Still, for many years, Roth IRAs held one major advantage over Roth 401(k)s -- they were the only tax-favored retirement savings plan to not impose required minimum distributions (RMDs). But a new rule change will make it so that starting in 2024, Roth 401(k)s will no longer impose RMDs, either. And that could be a real game-changer.

When you want complete control over your money

RMDs are still required for traditional IRAs and 401(k) plans. And the penalty for not taking them is harsh -- though less harsh than it used to be, as it was recently reduced from 50% to 25%.

Now when you're forced to take an RMD from a traditional IRA or 401(k), it immediately creates a tax liability for you. That was never the case with Roth 401(k)s, since withdrawals from any Roth account are tax-free.

But still, the idea of having to remove funds from your savings may not sit well with you, even if you're not required to pay taxes on those distributions. After all, it's your money. If you want to keep it invested in a tax-advantaged manner and perhaps leave some to your heirs, shouldn't that be your right?

The good news is that beginning in 2024, Roth 401(k) won't force savers to take RMDs. Now if you already have a Roth 401(k) and are old enough to be on the hook for an RMD this year, you have to take it or otherwise risk a penalty. But starting next year, that won't be the case.

This also means that if you've avoided putting money into a Roth 401(k) in the past because you didn't like the idea of having to take RMDs, that's longer an issue. So you may want to consider funding a Roth 401(k) if that's an option through your employer's retirement savings plan.

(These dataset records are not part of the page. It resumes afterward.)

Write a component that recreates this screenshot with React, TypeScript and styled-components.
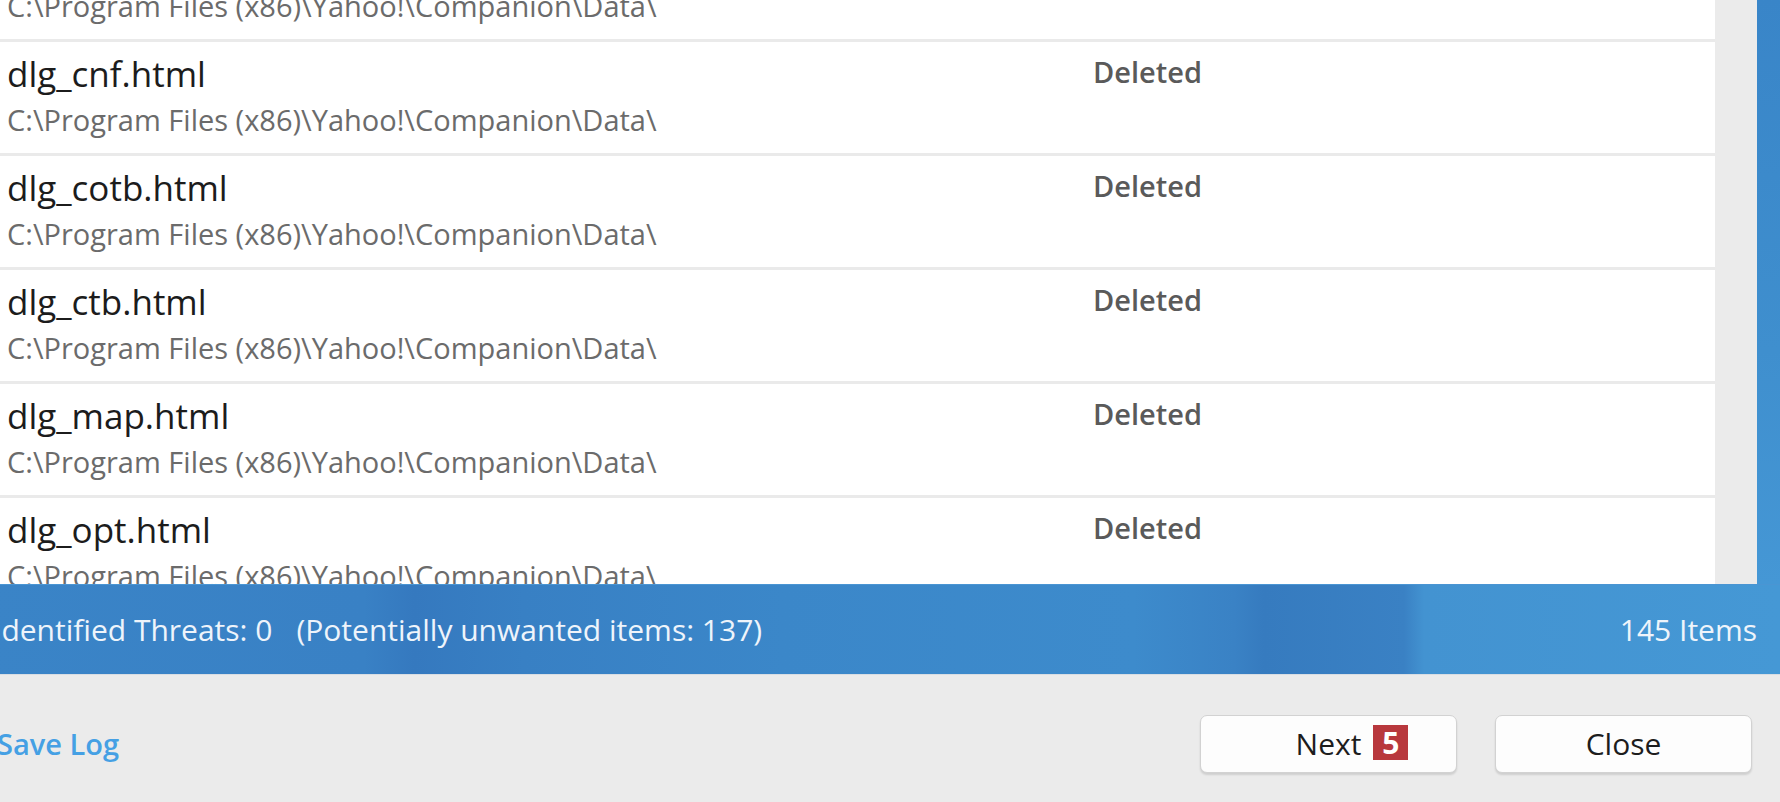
import React from "react";
import styled, { createGlobalStyle } from "styled-components";

const GlobalStyle = createGlobalStyle`
  html, body {
    margin: 0;
    padding: 0;
    background: #ebebeb;
    overflow: hidden;
  }
  body {
    font-family: "Open Sans", "Noto Sans", "Liberation Sans", sans-serif;
  }
`;

const Window = styled.div`
  display: flex;
  flex-direction: column;
  width: 1796px;
  height: 802px;
  margin-left: -16px;
  overflow: hidden;
`;

const Body = styled.div`
  display: flex;
  height: 584px;
  padding-right: 23px;
  background: linear-gradient(180deg, #3985c8 0%, #3f8fce 60%, #4597d5 100%);
`;

const ListPane = styled.div`
  flex: 1;
  overflow: hidden;
  background: #eaeaea;
`;

const List = styled.div`
  display: flex;
  flex-direction: column;
  gap: 3px;
  margin-top: -72px;
`;

const Row = styled.div`
  display: grid;
  grid-template-columns: 1086px 1fr;
  height: 111px;
  flex: none;
  padding: 12px 0 0 23px;
  box-sizing: border-box;
  background: #ffffff;
`;

const NameCell = styled.div`
  display: flex;
  flex-direction: column;
`;

const FileName = styled.div`
  font-size: 35px;
  line-height: 40px;
  color: #1c1c1c;
  white-space: nowrap;
`;

const FilePath = styled.div`
  margin-top: 9px;
  font-size: 29px;
  line-height: 34px;
  color: #6b6b6b;
  white-space: nowrap;
`;

const Status = styled.div`
  font-size: 29px;
  line-height: 36px;
  font-weight: 600;
  color: #5a5a5a;
`;

const ScrollTrack = styled.div`
  width: 42px;
  background: #ebebeb;
`;

const StatusBar = styled.div`
  display: flex;
  align-items: center;
  justify-content: space-between;
  height: 90px;
  padding: 0 23px 0 9px;
  box-sizing: border-box;
  color: #eef4fb;
  font-size: 30px;
  background: linear-gradient(
    90deg,
    #3a84c7 0px,
    #3981c5 380px,
    #3579bf 430px,
    #3880c4 540px,
    #3b87c9 800px,
    #3d8bcc 1150px,
    #3a82c5 1250px,
    #367bbf 1280px,
    #3a81c4 1420px,
    #4393d1 1440px,
    #4598d5 1796px
  );
  border-top: 1px solid #4a95d3;
`;

const StatusGroup = styled.div`
  display: flex;
  gap: 24px;
  white-space: nowrap;
`;

const Footer = styled.div`
  flex: 1;
  display: flex;
  align-items: flex-start;
  padding: 40px 28px 0 13px;
  background: #ebebeb;
  border-top: 1px solid #d8dde3;
`;

const SaveLog = styled.a`
  font-size: 29px;
  line-height: 58px;
  font-weight: 600;
  color: #45a0e4;
  text-decoration: none;
  cursor: pointer;
`;

const Buttons = styled.div`
  display: flex;
  gap: 38px;
  margin-left: auto;
`;

const Button = styled.button`
  width: 257px;
  height: 58px;
  display: flex;
  align-items: center;
  justify-content: center;
  font-family: "Open Sans", "Noto Sans", sans-serif;
  font-size: 30px;
  color: #1d1d1d;
  background: #fdfdfd;
  border: 1px solid #d2d2d2;
  border-radius: 7px;
  box-shadow: 0 2px 2px rgba(0, 0, 0, 0.12);
  padding: 0;
`;

const Label = styled.span`
  position: relative;
  line-height: 40px;
`;

const Badge = styled.span`
  position: absolute;
  left: calc(100% + 12px);
  top: 1px;
  width: 35px;
  height: 35px;
  display: flex;
  align-items: center;
  justify-content: center;
  background: #b8383d;
  color: #ffffff;
  font-size: 30px;
  font-weight: 700;
  line-height: 1;
`;

const PATH = "C:\\Program Files (x86)\\Yahoo!\\Companion\\Data\\";

const items = [
  "dlg_clr.html",
  "dlg_cnf.html",
  "dlg_cotb.html",
  "dlg_ctb.html",
  "dlg_map.html",
  "dlg_opt.html",
];

export default function App() {
  return (
    <>
      <GlobalStyle />
      <Window>
        <Body>
          <ListPane>
            <List>
              {items.map((name) => (
                <Row key={name}>
                  <NameCell>
                    <FileName>{name}</FileName>
                    <FilePath>{PATH}</FilePath>
                  </NameCell>
                  <Status>Deleted</Status>
                </Row>
              ))}
            </List>
          </ListPane>
          <ScrollTrack />
        </Body>
        <StatusBar>
          <StatusGroup>
            <span>Identified Threats: 0</span>
            <span>(Potentially unwanted items: 137)</span>
          </StatusGroup>
          <span>145 Items</span>
        </StatusBar>
        <Footer>
          <SaveLog>Save Log</SaveLog>
          <Buttons>
            <Button>
              <Label>
                Next
                <Badge>5</Badge>
              </Label>
            </Button>
            <Button>
              <Label>Close</Label>
            </Button>
          </Buttons>
        </Footer>
      </Window>
    </>
  );
}
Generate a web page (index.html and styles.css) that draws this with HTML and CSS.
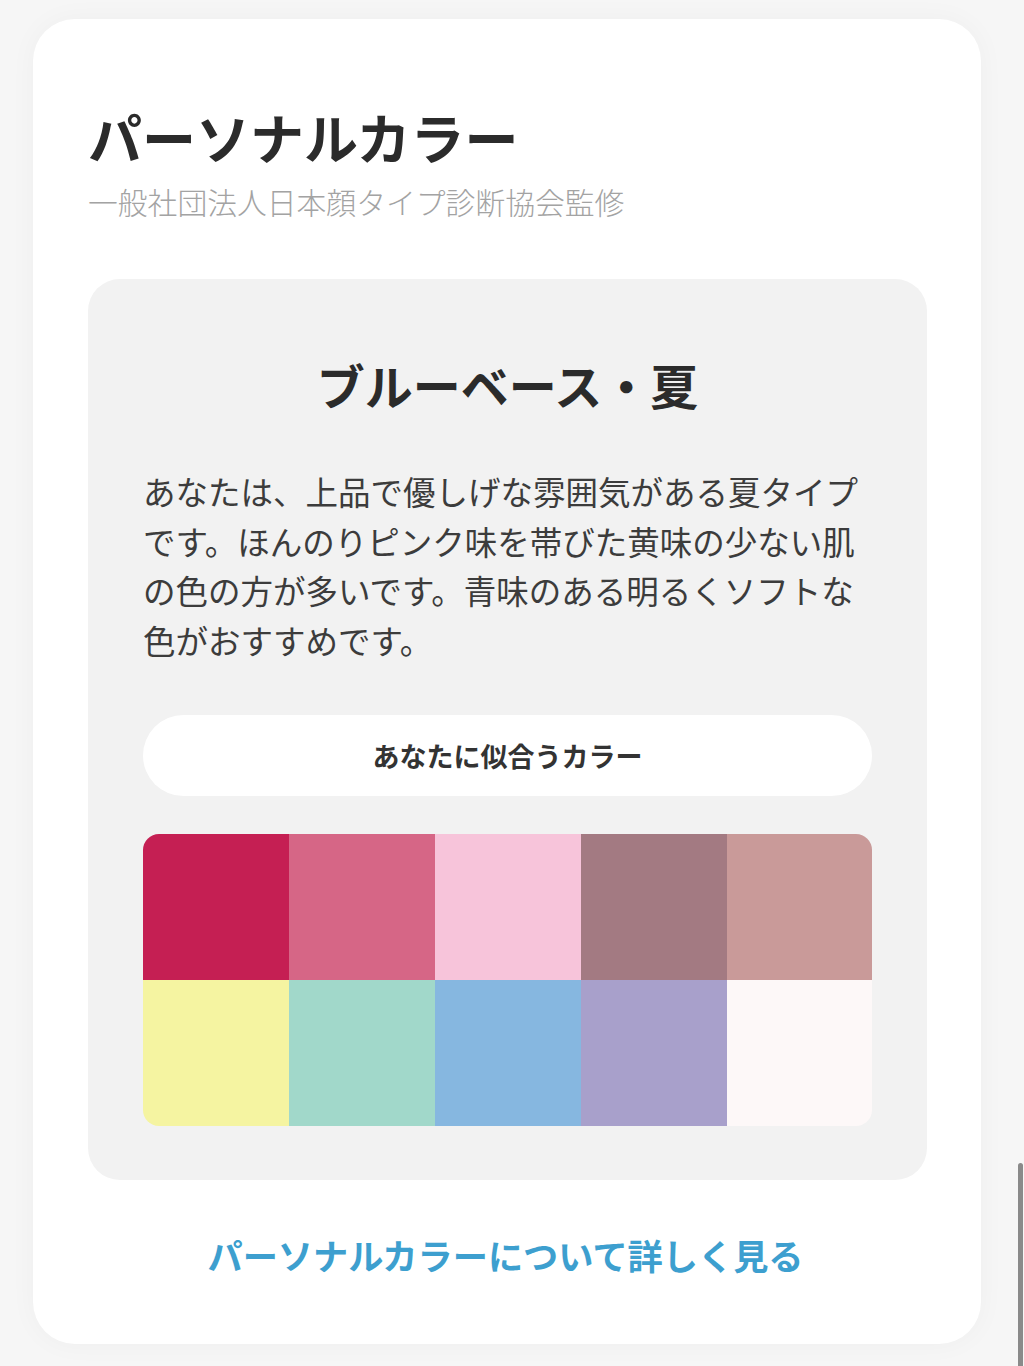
FILE: index.html
```html
<!DOCTYPE html>
<html lang="ja">
<head>
<meta charset="utf-8">
<title>パーソナルカラー</title>
<link rel="stylesheet" href="styles.css">
</head>
<body>
<main class="card">
  <h1 class="title">パーソナルカラー</h1>
  <p class="subtitle">一般社団法人日本顔タイプ診断協会監修</p>
  <section class="panel">
    <h2 class="type">ブルーベース・夏</h2>
    <p class="desc">あなたは、上品で優しげな雰囲気がある夏タイプです。ほんのりピンク味を帯びた黄味の少ない肌の色の方が多いです。青味のある明るくソフトな色がおすすめです。</p>
    <div class="pill">あなたに似合うカラー</div>
    <div class="swatches">
      <div class="sw c1"></div>
      <div class="sw c2"></div>
      <div class="sw c3"></div>
      <div class="sw c4"></div>
      <div class="sw c5"></div>
      <div class="sw c6"></div>
      <div class="sw c7"></div>
      <div class="sw c8"></div>
      <div class="sw c9"></div>
      <div class="sw c10"></div>
    </div>
  </section>
  <a class="more" href="#">パーソナルカラーについて詳しく見る</a>
</main>
<div class="scrollbar"></div>
</body>
</html>
```

FILE: styles.css
```css
* { box-sizing: border-box; }
html, body { margin: 0; padding: 0; }
body {
  background: #f6f6f6;
  font-family: "Noto Sans CJK JP", "Noto Sans", sans-serif;
  color: #2b2b2b;
  height: 1366px;
  overflow: hidden;
}
.card {
  margin: 19px 43px 0 33px;
  width: 948px;
  background: #ffffff;
  border-radius: 42px;
  box-shadow: 0 0 28px rgba(0, 0, 0, 0.035);
  padding: 85px 54px 65px 55px;
  display: flex;
  flex-direction: column;
}
.title {
  margin: 0;
  font-size: 54px;
  line-height: 65px;
  font-weight: 700;
  color: #2b2b2b;
}
.subtitle {
  margin: 11px 0 0 0;
  font-size: 29.8px;
  line-height: 43px;
  font-weight: 300;
  color: #a3a3a3;
}
.panel {
  margin-top: 56px;
  background: #f2f2f2;
  border-radius: 32px;
  padding: 75px 55px 54px 55px;
  display: flex;
  flex-direction: column;
}
.type {
  margin: 0;
  text-align: center;
  font-size: 48px;
  line-height: 61px;
  font-weight: 700;
  color: #2b2b2b;
}
.desc {
  margin: 51px 0 0 0;
  font-size: 32.5px;
  line-height: 49.5px;
  font-weight: 400;
  color: #3c3c3c;
}
.pill {
  margin-top: 51px;
  height: 81px;
  border-radius: 41px;
  background: #ffffff;
  display: flex;
  align-items: center;
  justify-content: center;
  font-size: 27px;
  font-weight: 700;
  color: #333333;
}
.swatches {
  margin-top: 38px;
  display: grid;
  grid-template-columns: repeat(5, 146px);
  grid-template-rows: repeat(2, 146px);
  border-radius: 16px;
  overflow: hidden;
}
.c1 { background: #c51f53; }
.c2 { background: #d66686; }
.c3 { background: #f7c4da; }
.c4 { background: #a37a82; }
.c5 { background: #c99a99; }
.c6 { background: #f5f4a1; }
.c7 { background: #a1d8ca; }
.c8 { background: #86b7e0; }
.c9 { background: #a8a0cb; }
.c10 { background: #fdf8f8; }
.more {
  margin-top: 51px;
  padding-right: 4px;
  text-align: center;
  font-size: 35.2px;
  line-height: 48px;
  font-weight: 700;
  color: #3d9fcf;
  text-decoration: none;
}
.scrollbar {
  position: fixed;
  right: 1px;
  top: 1163px;
  width: 5px;
  height: 210px;
  background: #8a8a8a;
  border-radius: 3px;
}
```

Will RMDs go away completely?

It's unlikely that the IRS will do away with RMDs for traditional retirement savings plans. The reason is that unlike Roth accounts, traditional retirement savings plans give you an up-front tax break on your money. So the IRS is inclined to want you to take withdrawals from your savings in your lifetime so that it can collect some tax revenue from you during your senior years.

That said, the rules around RMDs in general have gotten a little more palatable. In addition to lower penalties and not having to take RMDs in a Roth 401(k), the age at which RMDs kicks in is being pushed back from 72 to 73, and then eventually to 75. So even if you save in an account that's subject to RMDs, you'll have the option to leave your money untouched a little longer.